Only the pictures are omitted; repeat all other data exactly.

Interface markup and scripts
'''

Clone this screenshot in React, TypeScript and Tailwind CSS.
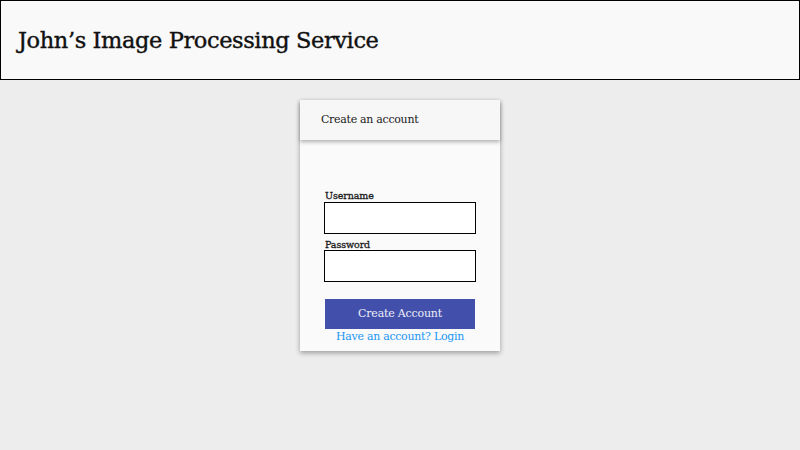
export default function App() {
  return (
    <div className="min-h-[450px] w-full bg-[#ededed] font-['DejaVu_Serif',serif] text-[#1a1a1a]">
      <header className="flex h-20 items-center border border-black bg-[#f9f9f9] px-[17px]">
        <h1 className="pt-px text-[22.5px] tracking-[-0.4px] text-[#111] [-webkit-text-stroke:0.4px_#111]">
          John’s Image Processing Service
        </h1>
      </header>

      <div className="flex justify-center pt-5">
        <div className="w-[200px] bg-[#fafafa] shadow-[0_2px_5px_rgba(0,0,0,0.35)]">
          <div className="relative z-10 flex h-10 items-center bg-[#f7f7f7] px-[21px] pt-px shadow-[0_2px_4px_rgba(0,0,0,0.3)]">
            <span className="text-[11px] tracking-[-0.3px]">Create an account</span>
          </div>

          <form className="flex flex-col px-6 pt-[50px] pb-[7px]">
            <label className="pl-px text-[9.5px] leading-[12px] tracking-[-0.1px] [-webkit-text-stroke:0.3px_#1a1a1a]">
              Username
            </label>
            <input type="text" className="h-8 w-[152px] border border-black bg-white" />
            <label className="mt-[5px] pl-px text-[9.5px] leading-[11px] tracking-[-0.1px] [-webkit-text-stroke:0.3px_#1a1a1a]">
              Password
            </label>
            <input type="password" className="h-8 w-[152px] border border-black bg-white" />
            <button
              type="button"
              className="mx-px mt-[17px] h-[30px] bg-[#4350ab] text-[11px] tracking-[-0.2px] text-[#eceef8]"
            >
              Create Account
            </button>
            <a className="mt-px text-center text-[11px] leading-[14px] tracking-[-0.3px] text-[#2196f3]">
              Have an account? Login
            </a>
          </form>
        </div>
      </div>
    </div>
  );
}
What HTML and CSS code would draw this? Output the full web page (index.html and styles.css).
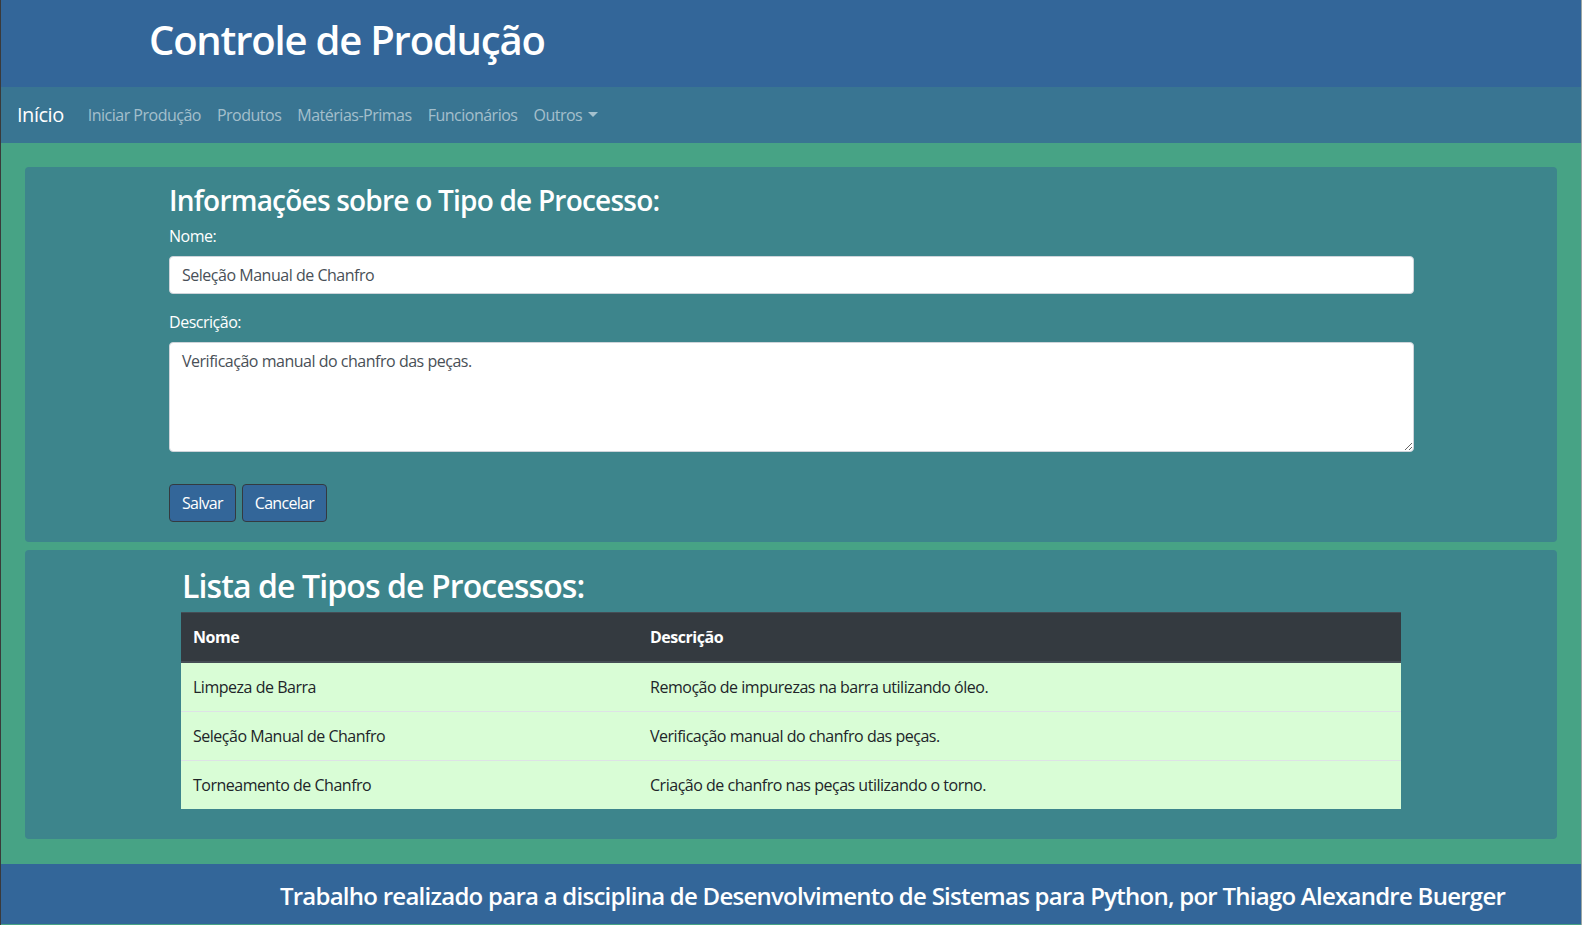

'''

## [Result]
Clone this screenshot in React, TypeScript and Tailwind CSS.
export default function App() {
  return (
    <div className="min-h-[450px] w-full bg-[#ededed] font-['DejaVu_Serif',serif] text-[#1a1a1a]">
      <header className="flex h-20 items-center border border-black bg-[#f9f9f9] px-[17px]">
        <h1 className="pt-px text-[22.5px] tracking-[-0.4px] text-[#111] [-webkit-text-stroke:0.4px_#111]">
          John’s Image Processing Service
        </h1>
      </header>

      <div className="flex justify-center pt-5">
        <div className="w-[200px] bg-[#fafafa] shadow-[0_2px_5px_rgba(0,0,0,0.35)]">
          <div className="relative z-10 flex h-10 items-center bg-[#f7f7f7] px-[21px] pt-px shadow-[0_2px_4px_rgba(0,0,0,0.3)]">
            <span className="text-[11px] tracking-[-0.3px]">Create an account</span>
          </div>

          <form className="flex flex-col px-6 pt-[50px] pb-[7px]">
            <label className="pl-px text-[9.5px] leading-[12px] tracking-[-0.1px] [-webkit-text-stroke:0.3px_#1a1a1a]">
              Username
            </label>
            <input type="text" className="h-8 w-[152px] border border-black bg-white" />
            <label className="mt-[5px] pl-px text-[9.5px] leading-[11px] tracking-[-0.1px] [-webkit-text-stroke:0.3px_#1a1a1a]">
              Password
            </label>
            <input type="password" className="h-8 w-[152px] border border-black bg-white" />
            <button
              type="button"
              className="mx-px mt-[17px] h-[30px] bg-[#4350ab] text-[11px] tracking-[-0.2px] text-[#eceef8]"
            >
              Create Account
            </button>
            <a className="mt-px text-center text-[11px] leading-[14px] tracking-[-0.3px] text-[#2196f3]">
              Have an account? Login
            </a>
          </form>
        </div>
      </div>
    </div>
  );
}
What HTML and CSS code would draw this? Output the full web page (index.html and styles.css).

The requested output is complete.